— begin Raw data —

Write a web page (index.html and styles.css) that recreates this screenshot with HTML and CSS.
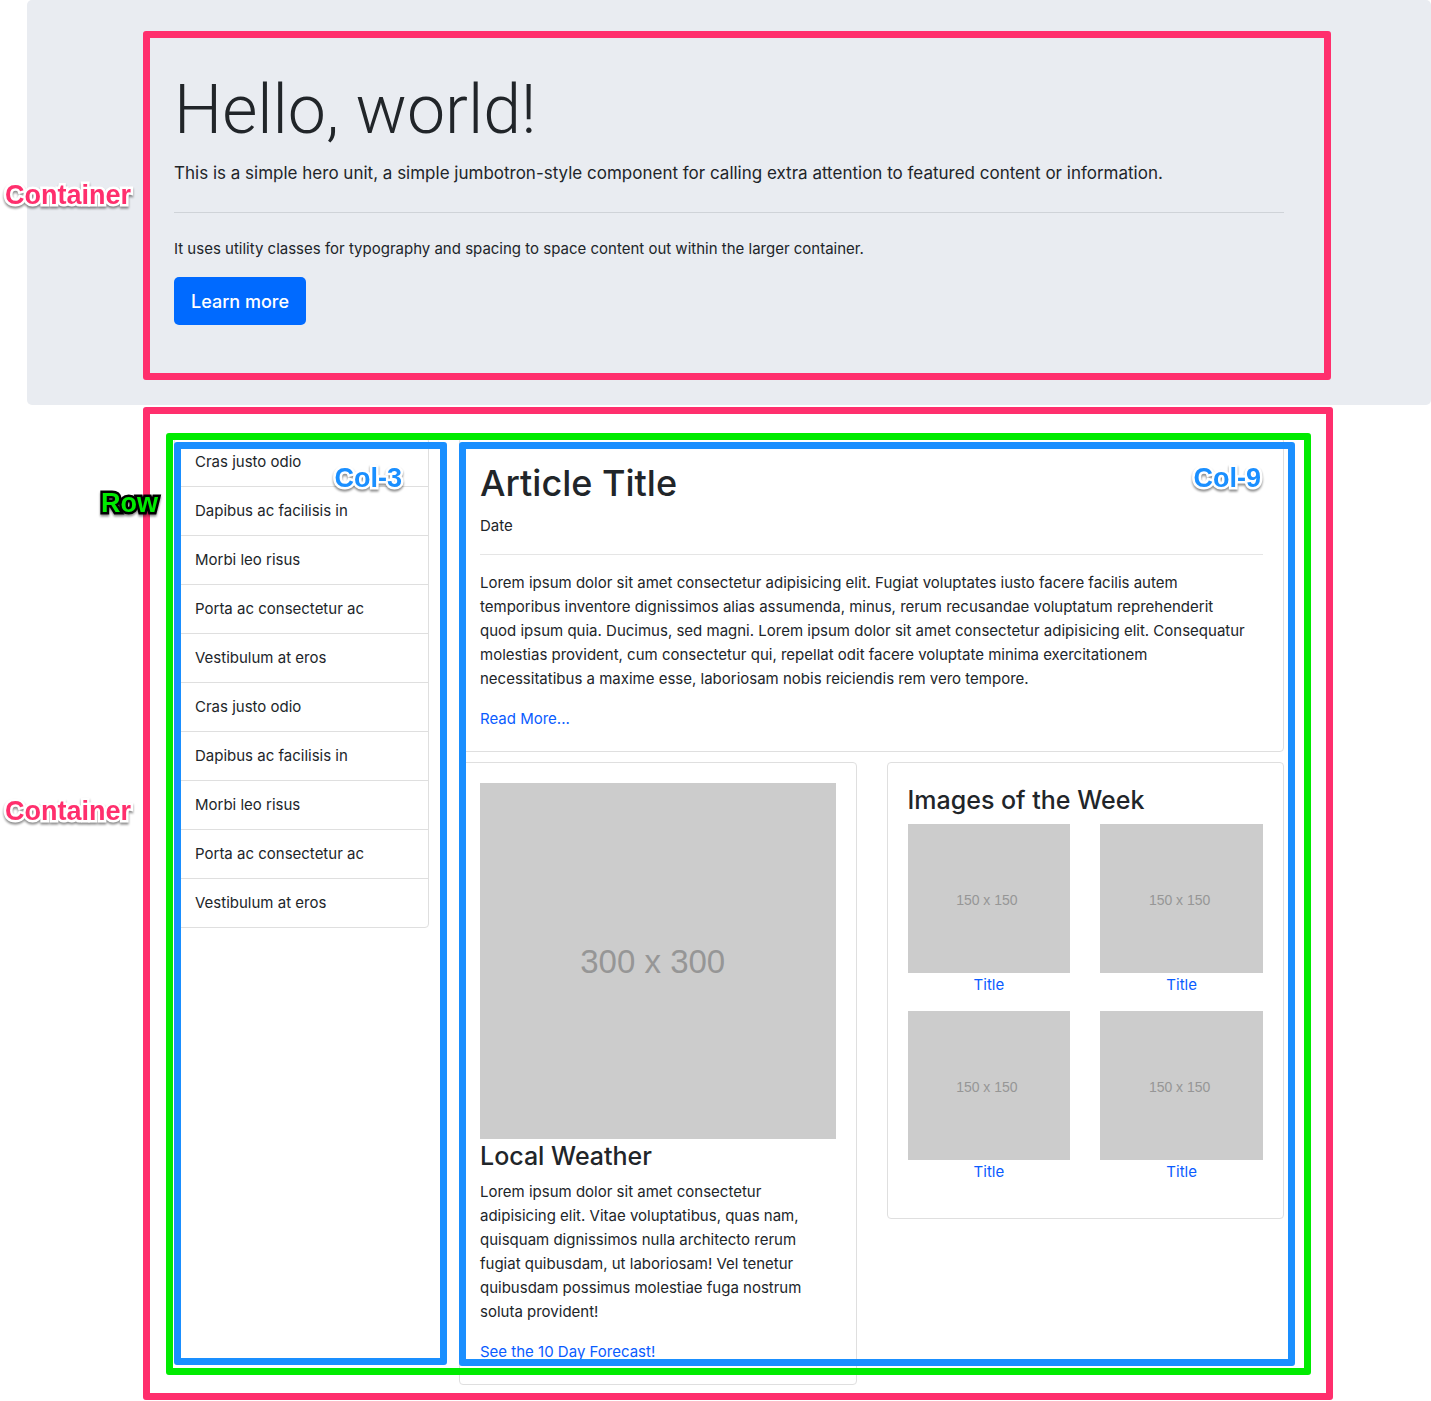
FILE: index.html
```html
<!DOCTYPE html>
<html lang="en">
<head>
  <meta charset="utf-8">
  <meta name="viewport" content="width=device-width, initial-scale=1">
  <title>Hello, world!</title>
  <link rel="stylesheet" href="styles.css">
</head>
<body>
  <header class="jumbotron">
    <div class="container">
      <h1 class="display">Hello, world!</h1>
      <p class="lead">This is a simple hero unit, a simple jumbotron-style component for calling extra attention to featured content or information.</p>
      <hr class="hero-rule">
      <p class="hero-text">It uses utility classes for typography and spacing to space content out within the larger container.</p>
      <button type="button" class="btn">Learn more</button>
      <div class="frame frame-hero"></div>
      <span class="tag tag-hero">Container</span>
    </div>
  </header>

  <main class="container">
    <div class="frame frame-container"></div>
    <div class="row">
      <aside class="col-3">
        <ul class="list-group">
          <li>Cras justo odio</li>
          <li>Dapibus ac facilisis in</li>
          <li>Morbi leo risus</li>
          <li>Porta ac consectetur ac</li>
          <li>Vestibulum at eros</li>
          <li>Cras justo odio</li>
          <li>Dapibus ac facilisis in</li>
          <li>Morbi leo risus</li>
          <li>Porta ac consectetur ac</li>
          <li>Vestibulum at eros</li>
        </ul>
        <div class="frame frame-col-3"></div>
        <span class="tag tag-col-3">Col-3</span>
      </aside>

      <div class="col-9">
        <article class="card">
          <h2 class="article-title">Article Title</h2>
          <p>Date</p>
          <hr>
          <p class="article-text">Lorem ipsum dolor sit amet consectetur adipisicing elit. Fugiat voluptates iusto facere facilis autem temporibus inventore dignissimos alias assumenda, minus, rerum recusandae voluptatum reprehenderit quod ipsum quia. Ducimus, sed magni. Lorem ipsum dolor sit amet consectetur adipisicing elit. Consequatur molestias provident, cum consectetur qui, repellat odit facere voluptate minima exercitationem necessitatibus a maxime esse, laboriosam nobis reiciendis rem vero tempore.</p>
          <a href="#">Read More...</a>
        </article>

        <div class="card-row">
          <section class="card">
            <div class="placeholder placeholder-lg">300 x 300</div>
            <h3 class="card-title">Local Weather</h3>
            <p>Lorem ipsum dolor sit amet consectetur adipisicing elit. Vitae voluptatibus, quas nam, quisquam dignissimos nulla architecto rerum fugiat quibusdam, ut laboriosam! Vel tenetur quibusdam possimus molestiae fuga nostrum soluta provident!</p>
            <a href="#">See the 10 Day Forecast!</a>
          </section>

          <section class="card">
            <h3 class="card-title">Images of the Week</h3>
            <div class="gallery">
              <figure><div class="placeholder">150 x 150</div><a href="#">Title</a></figure>
              <figure><div class="placeholder">150 x 150</div><a href="#">Title</a></figure>
              <figure><div class="placeholder">150 x 150</div><a href="#">Title</a></figure>
              <figure><div class="placeholder">150 x 150</div><a href="#">Title</a></figure>
            </div>
          </section>
        </div>
        <div class="frame frame-col-9"></div>
        <span class="tag tag-col-9">Col-9</span>
      </div>
      <div class="frame frame-row"></div>
    </div>
    <span class="tag tag-container">Container</span>
    <span class="tag tag-row">Row</span>
  </main>
</body>
</html>
```
FILE: styles.css
```css
*,
*::before,
*::after {
  box-sizing: border-box;
}

body {
  margin: 0;
  padding: 0 0 16px 27px;
  background: #fff;
  color: #212529;
  font-family: Inter, "Liberation Sans", sans-serif;
  font-size: 15px;
  line-height: 24px;
}

h1,
h2,
h3 {
  margin: 0 0 8px;
}

p {
  margin: 0 0 16px;
}

hr {
  margin: 16px 0;
  border: 0;
  border-top: 1px solid rgba(0, 0, 0, 0.1);
}

a {
  display: block;
  color: #0a5cff;
  text-decoration: none;
}

/* Layout */

.container {
  position: relative;
  max-width: 1140px;
  margin: 0 auto;
  padding: 0 15px;
}

.row {
  position: relative;
  display: grid;
  grid-template-columns: 3fr 9fr;
  margin: 0 -15px;
}

.col-3,
.col-9 {
  position: relative;
  min-width: 0;
  padding: 0 15px;
}

/* Hero */

.jumbotron {
  margin-bottom: 32px;
  padding: 64px 0 80px;
  border-radius: 5px;
  background: #e9ecf1;
}

.display {
  margin-bottom: 2px;
  font-family: Roboto, Inter, sans-serif;
  font-size: 68px;
  font-weight: 300;
  line-height: 92px;
}

.lead {
  font-size: 17px;
  line-height: 30px;
}

.hero-rule {
  margin: 24px 0;
  border-top-color: #cfd3d8;
}

.btn {
  display: block;
  height: 48px;
  padding: 0 17px;
  border: 0;
  border-radius: 5px;
  background: #006aff;
  color: #fff;
  font-family: inherit;
  font-size: 18px;
  font-weight: 500;
}

/* Sidebar list */

.list-group {
  margin: 0;
  padding: 0;
  list-style: none;
  border: 1px solid #dfdfdf;
  border-radius: 4px;
}

.list-group li {
  padding: 12px 20px;
}

.list-group li + li {
  border-top: 1px solid #dfdfdf;
}

/* Cards */

.card {
  padding: 20px;
  border: 1px solid #dfdfdf;
  border-radius: 4px;
}

.card-row {
  display: grid;
  grid-template-columns: 1fr 1fr;
  align-items: start;
  gap: 30px;
  margin-top: 10px;
}

.article-title {
  margin-bottom: 6px;
  font-size: 36px;
  font-weight: 500;
  line-height: 50px;
}

.article-text {
  padding-right: 12px;
}

.card-title {
  margin-bottom: 6px;
  font-size: 25px;
  font-weight: 500;
  line-height: 35px;
}

.placeholder {
  display: flex;
  align-items: center;
  justify-content: center;
  height: 149px;
  padding: 3px 4px 0 0;
  background: #ccc;
  color: #969696;
  font-family: "Liberation Sans", Arial, sans-serif;
  font-size: 14px;
}

.placeholder-lg {
  height: auto;
  aspect-ratio: 1;
  padding-right: 10px;
  font-size: 33px;
}

.gallery {
  display: grid;
  grid-template-columns: 1fr 1fr;
  column-gap: 30px;
}

.gallery figure {
  margin: 0 0 14px;
  text-align: center;
}

/* Annotations drawn over the layout */

.frame {
  position: absolute;
  border: 7px solid;
  border-radius: 3px;
  pointer-events: none;
}

.frame-hero {
  inset: -33px -32px -55px -16px;
  color: #ff2f6d;
}

.frame-container {
  inset: -30px -34px -15px -16px;
  color: #ff2f6d;
}

.frame-row {
  inset: -4px -12px 10px 7px;
  color: #00eb00;
}

.frame-col-3 {
  inset: 5px -3px 20px 15px;
  color: #1a8fff;
}

.frame-col-9 {
  inset: 5px 4px 19px 15px;
  color: #1a8fff;
}

.tag {
  position: absolute;
  font-family: "Liberation Sans", Arial, sans-serif;
  font-size: 27px;
  font-weight: 700;
  line-height: 32px;
  white-space: nowrap;
  -webkit-text-stroke: 5px #fff;
  paint-order: stroke fill;
  filter: drop-shadow(0 2px 1px rgba(0, 0, 0, 0.45));
}

.tag-hero {
  top: 115px;
  left: -154px;
  color: #ff2f6d;
}

.tag-container {
  top: 358px;
  left: -154px;
  color: #ff2f6d;
}

.tag-row {
  top: 50px;
  left: -58px;
  color: #00eb00;
  -webkit-text-stroke-color: #000;
}

.tag-col-3 {
  top: 25px;
  right: 42px;
  color: #1a8fff;
}

.tag-col-9 {
  top: 25px;
  right: 38px;
  color: #1a8fff;
}
```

— end Raw data —

▶ [Exercise requirements]
Reproduce every line precisely as given, omitting all pictures.

▶ [Task solution]
Write a web page (index.html and styles.css) that recreates this screenshot with HTML and CSS.
FILE: index.html
```html
<!DOCTYPE html>
<html lang="en">
<head>
  <meta charset="utf-8">
  <meta name="viewport" content="width=device-width, initial-scale=1">
  <title>Hello, world!</title>
  <link rel="stylesheet" href="styles.css">
</head>
<body>
  <header class="jumbotron">
    <div class="container">
      <h1 class="display">Hello, world!</h1>
      <p class="lead">This is a simple hero unit, a simple jumbotron-style component for calling extra attention to featured content or information.</p>
      <hr class="hero-rule">
      <p class="hero-text">It uses utility classes for typography and spacing to space content out within the larger container.</p>
      <button type="button" class="btn">Learn more</button>
      <div class="frame frame-hero"></div>
      <span class="tag tag-hero">Container</span>
    </div>
  </header>

  <main class="container">
    <div class="frame frame-container"></div>
    <div class="row">
      <aside class="col-3">
        <ul class="list-group">
          <li>Cras justo odio</li>
          <li>Dapibus ac facilisis in</li>
          <li>Morbi leo risus</li>
          <li>Porta ac consectetur ac</li>
          <li>Vestibulum at eros</li>
          <li>Cras justo odio</li>
          <li>Dapibus ac facilisis in</li>
          <li>Morbi leo risus</li>
          <li>Porta ac consectetur ac</li>
          <li>Vestibulum at eros</li>
        </ul>
        <div class="frame frame-col-3"></div>
        <span class="tag tag-col-3">Col-3</span>
      </aside>

      <div class="col-9">
        <article class="card">
          <h2 class="article-title">Article Title</h2>
          <p>Date</p>
          <hr>
          <p class="article-text">Lorem ipsum dolor sit amet consectetur adipisicing elit. Fugiat voluptates iusto facere facilis autem temporibus inventore dignissimos alias assumenda, minus, rerum recusandae voluptatum reprehenderit quod ipsum quia. Ducimus, sed magni. Lorem ipsum dolor sit amet consectetur adipisicing elit. Consequatur molestias provident, cum consectetur qui, repellat odit facere voluptate minima exercitationem necessitatibus a maxime esse, laboriosam nobis reiciendis rem vero tempore.</p>
          <a href="#">Read More...</a>
        </article>

        <div class="card-row">
          <section class="card">
            <div class="placeholder placeholder-lg">300 x 300</div>
            <h3 class="card-title">Local Weather</h3>
            <p>Lorem ipsum dolor sit amet consectetur adipisicing elit. Vitae voluptatibus, quas nam, quisquam dignissimos nulla architecto rerum fugiat quibusdam, ut laboriosam! Vel tenetur quibusdam possimus molestiae fuga nostrum soluta provident!</p>
            <a href="#">See the 10 Day Forecast!</a>
          </section>

          <section class="card">
            <h3 class="card-title">Images of the Week</h3>
            <div class="gallery">
              <figure><div class="placeholder">150 x 150</div><a href="#">Title</a></figure>
              <figure><div class="placeholder">150 x 150</div><a href="#">Title</a></figure>
              <figure><div class="placeholder">150 x 150</div><a href="#">Title</a></figure>
              <figure><div class="placeholder">150 x 150</div><a href="#">Title</a></figure>
            </div>
          </section>
        </div>
        <div class="frame frame-col-9"></div>
        <span class="tag tag-col-9">Col-9</span>
      </div>
      <div class="frame frame-row"></div>
    </div>
    <span class="tag tag-container">Container</span>
    <span class="tag tag-row">Row</span>
  </main>
</body>
</html>
```
FILE: styles.css
```css
*,
*::before,
*::after {
  box-sizing: border-box;
}

body {
  margin: 0;
  padding: 0 0 16px 27px;
  background: #fff;
  color: #212529;
  font-family: Inter, "Liberation Sans", sans-serif;
  font-size: 15px;
  line-height: 24px;
}

h1,
h2,
h3 {
  margin: 0 0 8px;
}

p {
  margin: 0 0 16px;
}

hr {
  margin: 16px 0;
  border: 0;
  border-top: 1px solid rgba(0, 0, 0, 0.1);
}

a {
  display: block;
  color: #0a5cff;
  text-decoration: none;
}

/* Layout */

.container {
  position: relative;
  max-width: 1140px;
  margin: 0 auto;
  padding: 0 15px;
}

.row {
  position: relative;
  display: grid;
  grid-template-columns: 3fr 9fr;
  margin: 0 -15px;
}

.col-3,
.col-9 {
  position: relative;
  min-width: 0;
  padding: 0 15px;
}

/* Hero */

.jumbotron {
  margin-bottom: 32px;
  padding: 64px 0 80px;
  border-radius: 5px;
  background: #e9ecf1;
}

.display {
  margin-bottom: 2px;
  font-family: Roboto, Inter, sans-serif;
  font-size: 68px;
  font-weight: 300;
  line-height: 92px;
}

.lead {
  font-size: 17px;
  line-height: 30px;
}

.hero-rule {
  margin: 24px 0;
  border-top-color: #cfd3d8;
}

.btn {
  display: block;
  height: 48px;
  padding: 0 17px;
  border: 0;
  border-radius: 5px;
  background: #006aff;
  color: #fff;
  font-family: inherit;
  font-size: 18px;
  font-weight: 500;
}

/* Sidebar list */

.list-group {
  margin: 0;
  padding: 0;
  list-style: none;
  border: 1px solid #dfdfdf;
  border-radius: 4px;
}

.list-group li {
  padding: 12px 20px;
}

.list-group li + li {
  border-top: 1px solid #dfdfdf;
}

/* Cards */

.card {
  padding: 20px;
  border: 1px solid #dfdfdf;
  border-radius: 4px;
}

.card-row {
  display: grid;
  grid-template-columns: 1fr 1fr;
  align-items: start;
  gap: 30px;
  margin-top: 10px;
}

.article-title {
  margin-bottom: 6px;
  font-size: 36px;
  font-weight: 500;
  line-height: 50px;
}

.article-text {
  padding-right: 12px;
}

.card-title {
  margin-bottom: 6px;
  font-size: 25px;
  font-weight: 500;
  line-height: 35px;
}

.placeholder {
  display: flex;
  align-items: center;
  justify-content: center;
  height: 149px;
  padding: 3px 4px 0 0;
  background: #ccc;
  color: #969696;
  font-family: "Liberation Sans", Arial, sans-serif;
  font-size: 14px;
}

.placeholder-lg {
  height: auto;
  aspect-ratio: 1;
  padding-right: 10px;
  font-size: 33px;
}

.gallery {
  display: grid;
  grid-template-columns: 1fr 1fr;
  column-gap: 30px;
}

.gallery figure {
  margin: 0 0 14px;
  text-align: center;
}

/* Annotations drawn over the layout */

.frame {
  position: absolute;
  border: 7px solid;
  border-radius: 3px;
  pointer-events: none;
}

.frame-hero {
  inset: -33px -32px -55px -16px;
  color: #ff2f6d;
}

.frame-container {
  inset: -30px -34px -15px -16px;
  color: #ff2f6d;
}

.frame-row {
  inset: -4px -12px 10px 7px;
  color: #00eb00;
}

.frame-col-3 {
  inset: 5px -3px 20px 15px;
  color: #1a8fff;
}

.frame-col-9 {
  inset: 5px 4px 19px 15px;
  color: #1a8fff;
}

.tag {
  position: absolute;
  font-family: "Liberation Sans", Arial, sans-serif;
  font-size: 27px;
  font-weight: 700;
  line-height: 32px;
  white-space: nowrap;
  -webkit-text-stroke: 5px #fff;
  paint-order: stroke fill;
  filter: drop-shadow(0 2px 1px rgba(0, 0, 0, 0.45));
}

.tag-hero {
  top: 115px;
  left: -154px;
  color: #ff2f6d;
}

.tag-container {
  top: 358px;
  left: -154px;
  color: #ff2f6d;
}

.tag-row {
  top: 50px;
  left: -58px;
  color: #00eb00;
  -webkit-text-stroke-color: #000;
}

.tag-col-3 {
  top: 25px;
  right: 42px;
  color: #1a8fff;
}

.tag-col-9 {
  top: 25px;
  right: 38px;
  color: #1a8fff;
}
```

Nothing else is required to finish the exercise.